According to MX Logic, an average of 56 percent of all spam the company filtered in July was sent from broad-band connected PCs hijacked by spammers using malware. The company said June figures showed 62 percent of the spam it dealt with originated from such machines, and that in May the figure was 55 percent.

MX Logic also reported that SPF and Sender ID, two measures meant to eliminate mail with a misrepresented origin, were in heavy use by spamming domains. Microsoft recently added features to its Hotmail service that include reliance on SPF and Sender ID to validate incoming messages and warn users of potentially fraudulent mails.

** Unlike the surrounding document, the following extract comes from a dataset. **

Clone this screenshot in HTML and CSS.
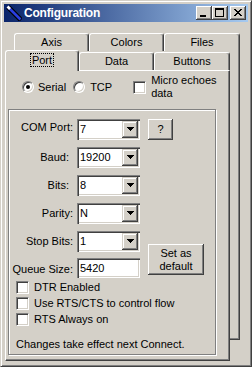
FILE: index.html
```html
<!DOCTYPE html>
<html>
<head>
<meta charset="utf-8">
<link rel="stylesheet" href="styles.css">
</head>
<body>
<div class="window">
  <div class="titlebar">
    <svg class="appicon" width="16" height="16" viewBox="0 0 16 16">
      <line x1="2" y1="2" x2="15" y2="15" stroke="#000" stroke-width="5"/>
      <line x1="2.5" y1="2.5" x2="14.5" y2="14.5" stroke="#2a3ee0" stroke-width="2.6"/>
      <line x1="1.5" y1="1.5" x2="4" y2="4" stroke="#fff" stroke-width="2.6"/>
    </svg>
    <span class="title">Configuration</span>
    <div class="capbtns">
      <div class="capbtn"><svg width="16" height="14" viewBox="0 0 16 14" shape-rendering="crispEdges"><rect x="4" y="9" width="6" height="2" fill="#000"/></svg></div>
      <div class="capbtn"><svg width="16" height="14" viewBox="0 0 16 14" shape-rendering="crispEdges"><path d="M3 2h9v9h-9z M4 4v6h7v-6z" fill="#000" fill-rule="evenodd"/></svg></div>
      <div class="capbtn close"><svg width="16" height="14" viewBox="0 0 16 14" shape-rendering="crispEdges"><path d="M4 3h2v1h1v1h2v-1h1v-1h2v1h-1v1h-1v1h-1v1h1v1h1v1h1v1h-2v-1h-1v-1h-2v1h-1v1h-2v-1h1v-1h1v-1h1v-1h-1v-1h-1v-1h-1z" fill="#000"/></svg></div>
    </div>
  </div>
  <div class="client">
    <div class="tabctl">
      <div class="layer back">
        <div class="tabrow">
          <div class="tab w75">Axis</div>
          <div class="tab w75">Colors</div>
          <div class="tab w76">Files</div>
        </div>
        <div class="backbody"></div>
      </div>
      <div class="layer front">
        <div class="tabrow">
          <div class="tab sel w74"><span class="focus">Port</span></div>
          <div class="tab w75">Data</div>
          <div class="tab w76">Buttons</div>
        </div>
        <div class="page">
          <div class="toprow">
            <span class="radio on r-serial"></span><span class="lbl-serial">Serial</span>
            <span class="radio r-tcp"></span><span class="lbl-tcp">TCP</span>
            <span class="check c-micro"></span><span class="lbl-micro">Micro echoes<br>data</span>
          </div>
          <div class="group">
            <div class="form">
              <span class="flabel up">COM Port:</span>
              <div class="combo"><span class="val">7</span><span class="dd"><svg width="7" height="4" viewBox="0 0 7 4" shape-rendering="crispEdges"><path d="M0 0h7v1h-1v1h-1v1h-1v1h-1v-1h-1v-1h-1v-1h-1z" fill="#000"/></svg></span></div>
              <div class="btn qbtn">?</div>

              <span class="flabel r4">Baud:</span>
              <div class="combo"><span class="val">19200</span><span class="dd"><svg width="7" height="4" viewBox="0 0 7 4" shape-rendering="crispEdges"><path d="M0 0h7v1h-1v1h-1v1h-1v1h-1v-1h-1v-1h-1v-1h-1z" fill="#000"/></svg></span></div>
              <span class="empty"></span>

              <span class="flabel r4">Bits:</span>
              <div class="combo"><span class="val">8</span><span class="dd"><svg width="7" height="4" viewBox="0 0 7 4" shape-rendering="crispEdges"><path d="M0 0h7v1h-1v1h-1v1h-1v1h-1v-1h-1v-1h-1v-1h-1z" fill="#000"/></svg></span></div>
              <span class="empty"></span>

              <span class="flabel">Parity:</span>
              <div class="combo"><span class="val">N</span><span class="dd"><svg width="7" height="4" viewBox="0 0 7 4" shape-rendering="crispEdges"><path d="M0 0h7v1h-1v1h-1v1h-1v1h-1v-1h-1v-1h-1v-1h-1z" fill="#000"/></svg></span></div>
              <span class="empty"></span>

              <span class="flabel">Stop Bits:</span>
              <div class="combo"><span class="val">1</span><span class="dd"><svg width="7" height="4" viewBox="0 0 7 4" shape-rendering="crispEdges"><path d="M0 0h7v1h-1v1h-1v1h-1v1h-1v-1h-1v-1h-1v-1h-1z" fill="#000"/></svg></span></div>
              <div class="btn defbtn">Set as<br>default</div>

              <span class="flabel">Queue Size:</span>
              <div class="edit"><span class="val">5420</span></div>
            </div>
            <div class="checks">
              <div class="crow"><span class="check"></span><span class="ctext">DTR Enabled</span></div>
              <div class="crow"><span class="check"></span><span class="ctext">Use RTS/CTS to control flow</span></div>
              <div class="crow"><span class="check"></span><span class="ctext">RTS Always on</span></div>
            </div>
            <div class="note">Changes take effect next Connect.</div>
          </div>
        </div>
      </div>
    </div>
  </div>
</div>
</body>
</html>
```

FILE: styles.css
```css
* { box-sizing: border-box; }
html, body { margin: 0; padding: 0; }
body {
  width: 252px; height: 367px; overflow: hidden;
  font-family: "Liberation Sans", Arial, sans-serif;
  font-size: 11px; color: #000; background: #d4d0c8;
}
.window {
  width: 252px; height: 367px;
  background: #d4d0c8;
  border: 1px solid; border-color: #d4d0c8 #404040 #404040 #d4d0c8;
  box-shadow: inset 1px 1px #fff, inset -1px -1px #808080;
  padding: 3px;
  display: flex; flex-direction: column;
}
.titlebar {
  height: 18px; flex: none;
  background: linear-gradient(to right, #0a246a, #a6caf0);
  display: flex; align-items: center;
  padding-left: 2px; padding-right: 2px;
}
.appicon { display: block; flex: none; }
.title {
  color: #fff; font-weight: bold; font-size: 12px; letter-spacing: -0.2px;
  margin-left: 2px; line-height: 18px;
}
.capbtns { margin-left: auto; display: flex; }
.capbtn {
  width: 16px; height: 14px; background: #d4d0c8;
  box-shadow: inset -1px -1px #404040, inset 1px 1px #fff, inset -2px -2px #808080;
}
.capbtn svg { display: block; }
.capbtn.close { margin-left: 2px; }

.client { flex: 1; }
.tabctl {
  display: grid;
  margin: 11px 0 0 1px;
  width: 235px; height: 328px;
}
.layer { grid-area: 1 / 1; display: flex; flex-direction: column; }
.back { margin-left: 9px; height: 307px; }
.front { margin-top: 17px; margin-right: 10px; }
.tabrow { display: flex; align-items: flex-end; flex: none; }
.back .tabrow { height: 18px; }
.front .tabrow { height: 20px; position: relative; z-index: 1; }
.tab {
  height: 18px;
  border-top: 1px solid #fff; border-left: 1px solid #fff;
  border-right: 1px solid #404040;
  border-radius: 3px 3px 0 0;
  box-shadow: inset -1px 0 #808080;
  background: #d4d0c8;
  display: flex; justify-content: center; align-items: center;
  padding-bottom: 1px;
}
.w74 { width: 74px; }
.w75 { width: 75px; }
.w76 { width: 76px; }
.tab.sel { height: 21px; margin-bottom: -1px; padding-bottom: 3px; }
.focus { outline: 1px dotted #000; outline-offset: 0; padding: 0 1px; line-height: 12px; }
.backbody {
  flex: 1;
  border-right: 1px solid #404040; border-bottom: 1px solid #404040;
  box-shadow: inset -1px -1px #808080;
}
.page {
  flex: 1;
  border: 1px solid; border-color: #fff #404040 #404040 #fff;
  box-shadow: inset -1px -1px #808080;
  background: #d4d0c8;
  padding-top: 3px;
}
.toprow { height: 26px; display: flex; align-items: center; }
.radio {
  width: 12px; height: 12px; border-radius: 50%; flex: none;
  background: #fff;
  border: 1px solid; border-color: #808080 #fff #fff #808080;
  box-shadow: inset 1px 1px #404040, inset -1px -1px #d4d0c8;
  position: relative;
}
.radio.on::after {
  content: ""; position: absolute; left: 3px; top: 3px;
  width: 4px; height: 4px; border-radius: 50%; background: #000;
}
.check {
  width: 13px; height: 13px; flex: none; display: block;
  background: #fff;
  border: 1px solid; border-color: #808080 #fff #fff #808080;
  box-shadow: inset 1px 1px #404040, inset -1px -1px #d4d0c8;
}
.r-serial { margin-left: 16px; }
.lbl-serial { margin-left: 4px; }
.r-tcp { margin-left: 7px; }
.lbl-tcp { margin-left: 5px; }
.c-micro { margin-left: 21px; }
.lbl-micro { margin-left: 5px; line-height: 13px; }

.group {
  margin: 9px 0 0 2px;
  width: 208px; height: 246px;
  border: 1px solid #808080;
  box-shadow: inset 1px 1px #fff, 1px 1px 0 #fff;
  padding-top: 9px;
}
.form {
  display: grid;
  grid-template-columns: 64px 63px 60px;
  grid-auto-rows: 21px;
  column-gap: 4px; row-gap: 7px;
}
.flabel { justify-self: end; align-self: center; line-height: 13px; }
.flabel.r4 { margin-right: 4px; }
.flabel.up { margin-top: -4px; }
.combo, .edit {
  width: 63px; height: 21px; display: flex;
  background: #fff;
  box-shadow: inset 1px 1px #808080, inset 2px 2px #404040, inset -1px -1px #fff, inset -2px -2px #d4d0c8;
  padding: 2px;
}
.edit { height: 20px; margin-top: -1px; }
.val { flex: 1; padding-left: 1px; line-height: 17px; }
.edit .val { line-height: 16px; }
.dd {
  width: 16px; height: 17px; flex: none; background: #d4d0c8;
  box-shadow: inset -1px -1px #404040, inset 1px 1px #d4d0c8, inset -2px -2px #808080, inset 2px 2px #fff;
  display: flex; align-items: center; justify-content: center;
  padding-bottom: 1px;
}
.dd svg { display: block; }
.btn {
  background: #d4d0c8;
  box-shadow: inset -1px -1px #404040, inset 1px 1px #fff, inset -2px -2px #808080;
  display: flex; align-items: center; justify-content: center;
  text-align: center; line-height: 13px;
}
.qbtn { width: 25px; margin-left: 4px; }
.defbtn {
  grid-row: 5 / span 2; grid-column: 3;
  width: 56px; height: 31px; margin-left: 4px;
  align-self: end; margin-bottom: 5px;
}
.checks { margin-top: 0; padding-left: 7px; }
.crow { height: 16px; display: flex; align-items: flex-start; padding-top: 1px; }
.ctext { margin-left: 5px; line-height: 13px; }
.note { margin-top: 9px; padding-left: 7px; line-height: 14px; }
```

According to MX Logic, of the 19 million messages it processed in a week in July, 9 percent were from domains that had published an SPF record, 83 percent of which were spam-sending domains; and that 0.15 percent was from domains that had published a Sender ID record, 82 percent of which were spam-sending domains.

"Just because an email has a published Sender ID or SPF record does not mean it is a legitimate email," said Scott Chasin, the company's CTO. "Nevertheless, widely deployed domain-based authentication is a key building block in creating accreditation and reputation services that can vouch for the domain's SPF or Sender ID record, as well as its email-sending history."

The company also reported that spammers increased their compliance with the CAN-SPAM Act to four percent in July, over 3 percent in June. The company said compliance hit a peak of 7 percent in December 2004 and reached an all-time low of 0.54 percent in July 2004.